**Directions for this task**: Collect all lines containing the word "that" from the data.

**Interface markup and scripts**:
+ + + +

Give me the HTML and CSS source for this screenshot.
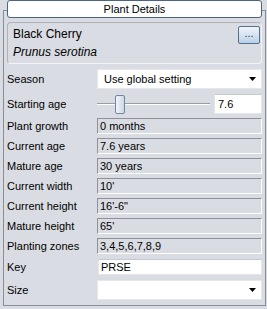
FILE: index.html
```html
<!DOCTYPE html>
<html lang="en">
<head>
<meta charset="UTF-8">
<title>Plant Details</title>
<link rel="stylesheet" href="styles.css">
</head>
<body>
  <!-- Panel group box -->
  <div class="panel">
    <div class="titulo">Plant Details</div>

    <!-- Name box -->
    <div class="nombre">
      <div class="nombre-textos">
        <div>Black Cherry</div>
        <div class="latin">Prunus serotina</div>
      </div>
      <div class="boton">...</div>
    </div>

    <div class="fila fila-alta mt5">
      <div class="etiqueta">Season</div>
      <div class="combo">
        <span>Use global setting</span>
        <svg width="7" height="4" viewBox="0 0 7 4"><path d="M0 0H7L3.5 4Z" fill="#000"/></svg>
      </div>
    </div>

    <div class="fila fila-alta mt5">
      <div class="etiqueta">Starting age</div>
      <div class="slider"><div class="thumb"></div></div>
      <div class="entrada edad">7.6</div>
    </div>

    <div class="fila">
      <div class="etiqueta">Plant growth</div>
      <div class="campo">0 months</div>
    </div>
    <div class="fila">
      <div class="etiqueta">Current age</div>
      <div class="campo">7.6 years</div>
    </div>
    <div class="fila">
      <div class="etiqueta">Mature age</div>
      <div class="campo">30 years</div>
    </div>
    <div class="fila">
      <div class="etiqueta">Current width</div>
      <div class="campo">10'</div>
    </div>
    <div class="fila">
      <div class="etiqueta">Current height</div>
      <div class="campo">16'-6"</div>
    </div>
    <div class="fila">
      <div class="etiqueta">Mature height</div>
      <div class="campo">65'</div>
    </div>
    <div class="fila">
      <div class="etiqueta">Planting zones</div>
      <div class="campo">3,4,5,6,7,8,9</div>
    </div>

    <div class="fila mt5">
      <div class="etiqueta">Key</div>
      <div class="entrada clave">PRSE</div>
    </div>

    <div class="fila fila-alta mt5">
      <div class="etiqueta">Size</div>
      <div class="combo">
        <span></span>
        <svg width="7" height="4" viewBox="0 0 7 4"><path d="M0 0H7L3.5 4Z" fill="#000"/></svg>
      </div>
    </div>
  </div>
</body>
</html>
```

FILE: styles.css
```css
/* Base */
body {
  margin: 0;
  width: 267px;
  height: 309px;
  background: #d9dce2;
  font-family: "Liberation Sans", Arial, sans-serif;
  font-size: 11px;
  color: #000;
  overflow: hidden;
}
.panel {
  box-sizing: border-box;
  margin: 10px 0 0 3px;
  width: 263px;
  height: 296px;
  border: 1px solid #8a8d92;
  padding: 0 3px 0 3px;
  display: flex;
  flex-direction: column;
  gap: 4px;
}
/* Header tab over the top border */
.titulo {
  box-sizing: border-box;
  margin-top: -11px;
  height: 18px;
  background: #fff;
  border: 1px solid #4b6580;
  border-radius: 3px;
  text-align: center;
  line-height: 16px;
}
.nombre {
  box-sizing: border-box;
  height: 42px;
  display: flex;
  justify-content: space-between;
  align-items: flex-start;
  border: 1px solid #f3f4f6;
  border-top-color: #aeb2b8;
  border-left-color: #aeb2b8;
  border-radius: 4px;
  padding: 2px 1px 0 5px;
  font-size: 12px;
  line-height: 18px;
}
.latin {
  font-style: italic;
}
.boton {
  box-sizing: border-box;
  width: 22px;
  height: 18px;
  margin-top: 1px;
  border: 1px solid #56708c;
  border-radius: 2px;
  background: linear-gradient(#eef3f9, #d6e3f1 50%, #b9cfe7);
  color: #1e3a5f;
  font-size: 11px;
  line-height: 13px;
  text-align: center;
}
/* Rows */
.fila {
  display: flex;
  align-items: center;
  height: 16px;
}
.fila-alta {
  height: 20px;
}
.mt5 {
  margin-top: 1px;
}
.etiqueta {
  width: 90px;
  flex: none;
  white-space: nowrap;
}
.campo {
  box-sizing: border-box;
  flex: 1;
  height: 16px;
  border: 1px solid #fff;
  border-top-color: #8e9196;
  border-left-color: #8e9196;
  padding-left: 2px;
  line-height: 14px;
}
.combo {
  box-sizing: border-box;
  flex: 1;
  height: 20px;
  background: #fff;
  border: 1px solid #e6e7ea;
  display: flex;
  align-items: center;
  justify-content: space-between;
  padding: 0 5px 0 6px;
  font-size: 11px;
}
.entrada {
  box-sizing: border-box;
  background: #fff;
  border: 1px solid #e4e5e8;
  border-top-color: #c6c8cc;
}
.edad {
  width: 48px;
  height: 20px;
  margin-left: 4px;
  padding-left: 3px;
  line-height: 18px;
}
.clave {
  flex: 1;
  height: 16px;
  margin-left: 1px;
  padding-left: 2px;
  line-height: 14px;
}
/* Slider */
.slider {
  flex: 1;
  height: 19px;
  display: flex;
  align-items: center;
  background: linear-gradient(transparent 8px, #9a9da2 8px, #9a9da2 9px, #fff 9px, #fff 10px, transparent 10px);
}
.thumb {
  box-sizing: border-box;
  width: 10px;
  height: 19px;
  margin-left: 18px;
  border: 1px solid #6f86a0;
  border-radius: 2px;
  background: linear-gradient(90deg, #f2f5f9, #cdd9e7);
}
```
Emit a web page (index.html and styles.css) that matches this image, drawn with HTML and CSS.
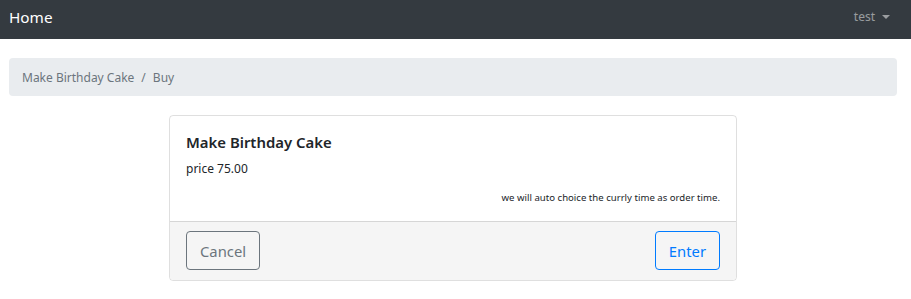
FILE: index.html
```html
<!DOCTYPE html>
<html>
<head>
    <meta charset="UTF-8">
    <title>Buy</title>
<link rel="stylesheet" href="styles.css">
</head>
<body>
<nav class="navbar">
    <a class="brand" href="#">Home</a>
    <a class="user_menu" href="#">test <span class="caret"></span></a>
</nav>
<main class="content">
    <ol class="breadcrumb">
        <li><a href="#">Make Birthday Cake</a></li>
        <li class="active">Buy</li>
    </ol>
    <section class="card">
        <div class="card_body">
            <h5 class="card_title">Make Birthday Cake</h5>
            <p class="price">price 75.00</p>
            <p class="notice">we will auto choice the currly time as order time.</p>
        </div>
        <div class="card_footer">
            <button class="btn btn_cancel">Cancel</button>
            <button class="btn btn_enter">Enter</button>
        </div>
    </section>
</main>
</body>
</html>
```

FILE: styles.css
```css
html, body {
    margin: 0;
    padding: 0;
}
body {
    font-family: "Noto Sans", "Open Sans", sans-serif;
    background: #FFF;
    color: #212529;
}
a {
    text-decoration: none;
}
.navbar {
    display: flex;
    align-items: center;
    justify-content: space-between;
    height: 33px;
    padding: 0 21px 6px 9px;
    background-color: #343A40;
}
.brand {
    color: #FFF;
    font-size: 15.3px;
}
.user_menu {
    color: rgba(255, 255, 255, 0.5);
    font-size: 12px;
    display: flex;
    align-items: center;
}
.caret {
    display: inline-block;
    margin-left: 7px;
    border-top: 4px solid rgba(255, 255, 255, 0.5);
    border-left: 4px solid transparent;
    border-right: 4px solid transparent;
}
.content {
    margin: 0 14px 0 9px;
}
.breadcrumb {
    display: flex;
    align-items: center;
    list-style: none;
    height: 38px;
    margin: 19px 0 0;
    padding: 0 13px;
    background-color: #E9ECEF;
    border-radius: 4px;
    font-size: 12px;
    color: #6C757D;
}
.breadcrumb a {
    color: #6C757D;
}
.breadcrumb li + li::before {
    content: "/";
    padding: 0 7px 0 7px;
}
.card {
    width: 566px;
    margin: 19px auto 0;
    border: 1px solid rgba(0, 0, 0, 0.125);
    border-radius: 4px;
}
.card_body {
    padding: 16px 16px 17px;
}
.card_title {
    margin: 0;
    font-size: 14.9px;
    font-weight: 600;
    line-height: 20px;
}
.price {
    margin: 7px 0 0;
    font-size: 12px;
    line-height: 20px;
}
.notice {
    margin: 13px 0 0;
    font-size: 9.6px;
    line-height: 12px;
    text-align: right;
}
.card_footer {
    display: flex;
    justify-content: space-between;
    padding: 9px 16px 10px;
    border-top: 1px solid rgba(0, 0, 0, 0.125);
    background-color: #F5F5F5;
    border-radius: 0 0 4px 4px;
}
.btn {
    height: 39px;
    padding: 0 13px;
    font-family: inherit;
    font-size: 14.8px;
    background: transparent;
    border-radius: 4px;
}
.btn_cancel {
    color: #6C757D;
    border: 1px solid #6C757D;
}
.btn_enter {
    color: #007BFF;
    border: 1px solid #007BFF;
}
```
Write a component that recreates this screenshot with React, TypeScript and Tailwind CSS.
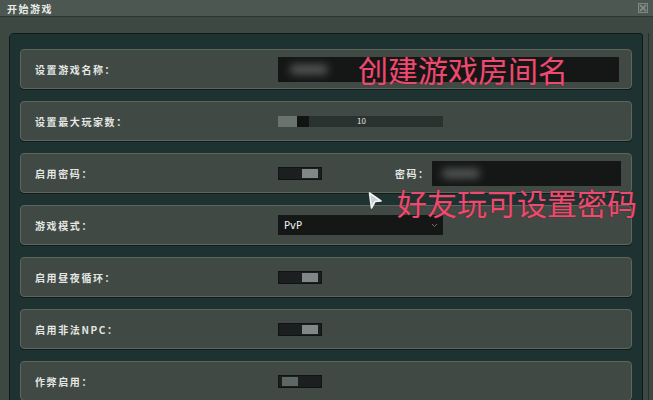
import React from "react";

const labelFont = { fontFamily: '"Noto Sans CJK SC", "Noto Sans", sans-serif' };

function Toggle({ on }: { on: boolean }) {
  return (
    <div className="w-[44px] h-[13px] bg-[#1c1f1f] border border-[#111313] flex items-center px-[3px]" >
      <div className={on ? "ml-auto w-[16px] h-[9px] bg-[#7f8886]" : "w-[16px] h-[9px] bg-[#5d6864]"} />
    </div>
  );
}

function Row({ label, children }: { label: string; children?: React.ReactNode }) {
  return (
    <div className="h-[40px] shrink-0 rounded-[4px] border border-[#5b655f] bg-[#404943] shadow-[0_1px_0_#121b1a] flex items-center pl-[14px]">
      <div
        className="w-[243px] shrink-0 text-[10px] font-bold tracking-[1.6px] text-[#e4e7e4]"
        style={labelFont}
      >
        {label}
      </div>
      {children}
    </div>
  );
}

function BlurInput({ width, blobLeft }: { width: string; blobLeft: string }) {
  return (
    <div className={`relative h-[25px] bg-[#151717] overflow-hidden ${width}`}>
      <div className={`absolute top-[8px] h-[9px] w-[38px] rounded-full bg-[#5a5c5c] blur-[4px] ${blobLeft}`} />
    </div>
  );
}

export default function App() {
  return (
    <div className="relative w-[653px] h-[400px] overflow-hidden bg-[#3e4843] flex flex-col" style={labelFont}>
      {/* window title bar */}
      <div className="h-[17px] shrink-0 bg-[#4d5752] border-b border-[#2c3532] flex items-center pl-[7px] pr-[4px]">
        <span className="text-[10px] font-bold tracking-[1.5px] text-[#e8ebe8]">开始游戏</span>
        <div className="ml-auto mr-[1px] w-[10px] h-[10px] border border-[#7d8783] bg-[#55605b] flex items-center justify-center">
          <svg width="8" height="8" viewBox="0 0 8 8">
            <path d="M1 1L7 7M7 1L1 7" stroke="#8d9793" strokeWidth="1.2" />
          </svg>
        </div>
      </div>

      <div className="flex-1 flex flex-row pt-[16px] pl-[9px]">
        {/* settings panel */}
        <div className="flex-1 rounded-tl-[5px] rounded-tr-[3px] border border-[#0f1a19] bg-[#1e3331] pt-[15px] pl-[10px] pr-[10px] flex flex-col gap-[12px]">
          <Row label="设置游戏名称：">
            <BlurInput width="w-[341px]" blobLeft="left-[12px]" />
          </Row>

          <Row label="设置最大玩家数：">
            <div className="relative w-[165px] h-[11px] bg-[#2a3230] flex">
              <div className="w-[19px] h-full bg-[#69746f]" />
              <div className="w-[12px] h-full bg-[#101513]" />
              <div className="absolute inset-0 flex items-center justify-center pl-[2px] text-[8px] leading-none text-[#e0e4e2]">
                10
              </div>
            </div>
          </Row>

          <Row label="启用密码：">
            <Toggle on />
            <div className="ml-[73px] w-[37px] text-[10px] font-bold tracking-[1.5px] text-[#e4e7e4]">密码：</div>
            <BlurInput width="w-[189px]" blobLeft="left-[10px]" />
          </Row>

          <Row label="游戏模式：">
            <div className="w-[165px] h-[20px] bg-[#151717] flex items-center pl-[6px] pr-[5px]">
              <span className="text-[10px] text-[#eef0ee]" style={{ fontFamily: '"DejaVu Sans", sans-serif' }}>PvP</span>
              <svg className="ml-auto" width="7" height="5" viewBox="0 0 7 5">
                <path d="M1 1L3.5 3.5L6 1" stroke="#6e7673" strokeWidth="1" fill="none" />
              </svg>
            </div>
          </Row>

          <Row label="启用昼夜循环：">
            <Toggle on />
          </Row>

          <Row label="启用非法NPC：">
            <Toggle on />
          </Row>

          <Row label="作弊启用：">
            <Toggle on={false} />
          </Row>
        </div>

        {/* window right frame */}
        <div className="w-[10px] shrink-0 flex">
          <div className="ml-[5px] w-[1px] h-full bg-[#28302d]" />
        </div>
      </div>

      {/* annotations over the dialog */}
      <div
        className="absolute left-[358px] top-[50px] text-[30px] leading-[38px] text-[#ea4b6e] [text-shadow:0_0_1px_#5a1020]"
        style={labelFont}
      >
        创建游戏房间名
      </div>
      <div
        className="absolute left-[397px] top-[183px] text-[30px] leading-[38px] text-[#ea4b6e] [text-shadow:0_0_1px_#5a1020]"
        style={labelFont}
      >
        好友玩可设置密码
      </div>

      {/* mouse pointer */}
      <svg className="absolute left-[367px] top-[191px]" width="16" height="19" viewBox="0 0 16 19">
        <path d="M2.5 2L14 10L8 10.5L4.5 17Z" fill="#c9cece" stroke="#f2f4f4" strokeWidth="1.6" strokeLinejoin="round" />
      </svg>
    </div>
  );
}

+ + + +

**Exercise response**:
Emit a web page (index.html and styles.css) that matches this image, drawn with HTML and CSS.
Write a component that recreates this screenshot with React, TypeScript and Tailwind CSS.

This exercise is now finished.